EIN BUCH ENTSTEHT
3.3
Druckgeschichten
In diesem Kapitel erfahren Sie mehr über den Drucker Johannes Froben, mit dem Erasmus jahrzehntelang zusammenarbeitete. Die Animation veranschaulicht seine beruflichen Beziehungen zu Johannes Amerbach und Erasmus sowie die Arbeit in einer Druckerei zu dieser Zeit.
Johannes Frobens Emergenz als humanistischer Drucker
Im Video erfahren wir, Erasmus sei wegen der hohen Qualität von Frobens Produktion nach Basel gekommen. Was hat es damit auf sich?

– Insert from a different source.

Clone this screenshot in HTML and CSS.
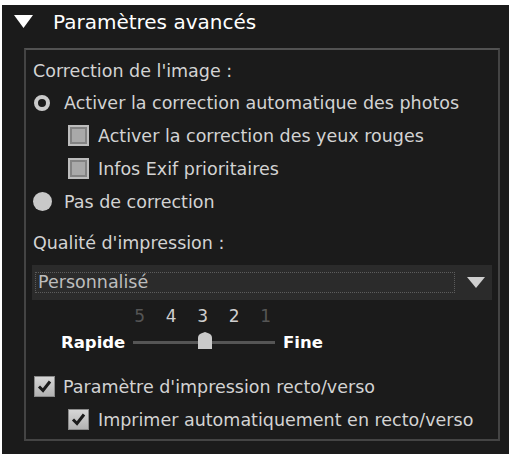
FILE: index.html
```html
<!DOCTYPE html>
<html lang="fr">
<head>
<meta charset="utf-8">
<title>Paramètres avancés</title>
<link rel="stylesheet" href="styles.css">
</head>
<body>
<div class="panel">
  <div class="header">
    <svg class="disclosure" width="19" height="13" viewBox="0 0 19 13"><polygon points="0,0 19,0 9.5,13" fill="#ffffff"/></svg>
    <span class="title">Paramètres avancés</span>
  </div>
  <div class="group">
    <div class="label first">Correction de l'image :</div>
    <div class="row"><span class="radio on"></span><span>Activer la correction automatique des photos</span></div>
    <div class="row indent"><span class="check"></span><span>Activer la correction des yeux rouges</span></div>
    <div class="row indent"><span class="check"></span><span>Infos Exif prioritaires</span></div>
    <div class="row"><span class="radio off"></span><span>Pas de correction</span></div>
    <div class="label second">Qualité d'impression :</div>
    <div class="select">
      <div class="select-field">Personnalisé</div>
      <svg class="select-arrow" width="18" height="11" viewBox="0 0 18 11"><polygon points="0,0 18,0 9,11" fill="#cfcfcf"/></svg>
    </div>
    <div class="ticks"><span class="dim">5</span><span>4</span><span>3</span><span>2</span><span class="dim">1</span></div>
    <div class="slider-row">
      <span class="end rapide">Rapide</span>
      <div class="track">
        <svg class="thumb" width="14" height="17" viewBox="0 0 14 17"><path d="M0 17 V6 Q0 3 3 1.6 L7 0 L11 1.6 Q14 3 14 6 V17 Z" fill="#cacaca"/></svg>
      </div>
      <span class="end">Fine</span>
    </div>
    <div class="row spaced"><span class="check checked"><svg width="21" height="21" viewBox="0 0 21 21"><path d="M5 10.5 L9 14.5 L16 5.5" fill="none" stroke="#1b1b1b" stroke-width="3"/></svg></span><span>Paramètre d'impression recto/verso</span></div>
    <div class="row indent"><span class="check checked"><svg width="21" height="21" viewBox="0 0 21 21"><path d="M5 10.5 L9 14.5 L16 5.5" fill="none" stroke="#1b1b1b" stroke-width="3"/></svg></span><span>Imprimer automatiquement en recto/verso</span></div>
  </div>
</div>
</body>
</html>
```
FILE: styles.css
```css
html, body {
  margin: 0;
  padding: 0;
  background: #ffffff;
}

body {
  font-family: "DejaVu Sans", "Liberation Sans", sans-serif;
  overflow: hidden;
}

.panel {
  margin: 5px 0 0 2px;
  height: 449px;
  background: #1b1b1b;
  color: #d3d3d3;
  font-size: 17.5px;
}

.header {
  height: 43px;
  box-sizing: border-box;
  padding: 5px 0 0 12px;
  display: flex;
  align-items: flex-start;
}

.disclosure {
  margin-top: 5px;
  margin-right: 20px;
}

.title {
  font-size: 20px;
  line-height: 24px;
  color: #ffffff;
}

.group {
  margin-left: 22px;
  width: 476px;
  box-sizing: border-box;
  border: 2px solid #444444;
  border-top-color: #525252;
  padding: 6px 0 3px 8px;
  display: flex;
  flex-direction: column;
}

.label {
  height: 30px;
  line-height: 30px;
  margin-left: -1px;
}

.label.second {
  margin-top: 10px;
}

.row {
  height: 33px;
  display: flex;
  align-items: center;
  white-space: nowrap;
}

.row.indent {
  padding-left: 34px;
}

.row.spaced {
  margin-top: 14px;
}

.radio {
  display: inline-block;
  box-sizing: border-box;
  border-radius: 50%;
  flex: none;
}

.radio.on {
  width: 16px;
  height: 16px;
  border: 4.5px solid #cacaca;
  background: #1b1b1b;
  margin-right: 14px;
}

.radio.off {
  width: 19px;
  height: 19px;
  margin-left: -1px;
  background: #c8c8c8;
  margin-right: 12px;
}

.check {
  display: inline-block;
  box-sizing: border-box;
  width: 21px;
  height: 21px;
  flex: none;
  border: 2px solid #bdbdbd;
  background: #a9a9a9;
  box-shadow: inset 0 0 0 2px #838383;
  margin-right: 9px;
}

.check.checked {
  border: 1px solid #8a8a8a;
  background: linear-gradient(#d6d6d6, #b2b2b2);
  box-shadow: none;
  position: relative;
}

.check.checked svg {
  position: absolute;
  left: -1px;
  top: -1px;
}

.row.spaced .check {
  margin-right: 8px;
}

.select {
  margin-top: 7px;
  margin-left: -2px;
  width: 460px;
  height: 35px;
  background: #2b2b2b;
  display: flex;
  align-items: center;
}

.select-field {
  margin-left: 3px;
  width: 420px;
  height: 21px;
  box-sizing: border-box;
  border: 1px dotted #5c5c5c;
  padding-left: 2px;
  line-height: 19px;
  color: #bdbdbd;
}

.select-arrow {
  margin-left: 12px;
}

.ticks {
  margin-top: 4px;
  margin-left: 90px;
  height: 24px;
  display: grid;
  grid-template-columns: repeat(5, 31.5px);
  font-size: 17px;
  line-height: 24px;
  color: #cfcfcf;
}

.ticks span {
  text-align: center;
}

.ticks .dim {
  color: #555555;
}

.slider-row {
  height: 28px;
  display: flex;
  align-items: center;
  margin-left: 27px;
}

.end {
  font-weight: bold;
  font-size: 16.5px;
  color: #ffffff;
}

.rapide {
  width: 64px;
  margin-right: 8px;
}

.track {
  position: relative;
  width: 142px;
  height: 3px;
  background: #555555;
  margin-right: 8px;
}

.thumb {
  position: absolute;
  left: 65px;
  top: -9px;
}
```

Beatus Rhenanus, der enge Freund und schliesslich erste Biograph des Erasmus, sagt über dessen Adagia, mit ihrem Erscheinen sei plötzlich, wie die Sonne im Nebel, nördlich der Alpen die Kenntnis der Alten Sprachen aufgetaucht. Die Adagia («Sprichwörter») sind Erasmus’ wichtigstes nicht theologisches Werk, mit einem Überblick über fast die gesamte antike Literatur. Pikanterweise war es ausgerechnet Frobens praktisch identischer Raub-Nachdruck der venezianischen Erstausgabe dieses Werks, der den Autor dazu veranlasste, mit mehreren bedeutenden Werken im Gepäck nach Basel zu reisen, um sie hier drucken zu lassen. Aber was ist denn da genau ‛aufgetaucht’? Beatus Rhenanus schreibt Lateinisch: emergere, und eben dieses Wort steht hinter dem modernen Begriff der Emergenz für das plötzliche Erscheinen von etwas Neuem. Neu sind die Inhalte in Frobens Verlagsprogramm, aber ebenso auch die Buchgestaltung. Besonders augenfällig ist die Verwendung der Antiqua-Schrift, die sich (wie der Name erkennen lässt) an Schriften der Antike orientiert. Verglichen mit der von mittelalterlichen Buch(hand)schriften abgeleiteten gotischen Druckschrift (Rotunda) zeichnet sie sich durch grosse Klarheit und Lesbarkeit aus und bringt auch typographisch den neuen Geist zum Ausdruck: Ad fontes, «zu den Quellen», lautet der Wahlspruch, befreit vom Ballast resp. ‛Nebel’ der mittelalterlichen Überlieferungstradition, die den Blick verstellt auf die ursprüngliche Gestalt der Texte. Das neu Aufgetauchte hatte durchaus seine Vorläufer: Schon Amerbach hatte vereinzelt die Antiqua eingesetzt und in seinen Ausgaben grosse Sorgfalt auf die Herstellung einer möglichst originalen Textgestalt verwendet, aber es war Froben, in dessen Buchproduktion der Humanismus nördlich der Alpen Gestalt annahm. Gerade die Adagia zeigen auch die inhaltliche, eben humanistische Neuausrichtung, und im Novum Instrumentum sehen wir die Kombination der Anwendung der neuen philologischen Methoden auf den biblischen Text mit Frobens neuerworbener Meisterschaft im Druck verschiedener Sprachen, und ausserdem im Buchschmuck eine gewisse Emanzipation von den venezianischen Vorbildern, indem auch oberrheinische Grafik für die Gestaltung der Titelseiten der einzelnen Teile verwendet wird.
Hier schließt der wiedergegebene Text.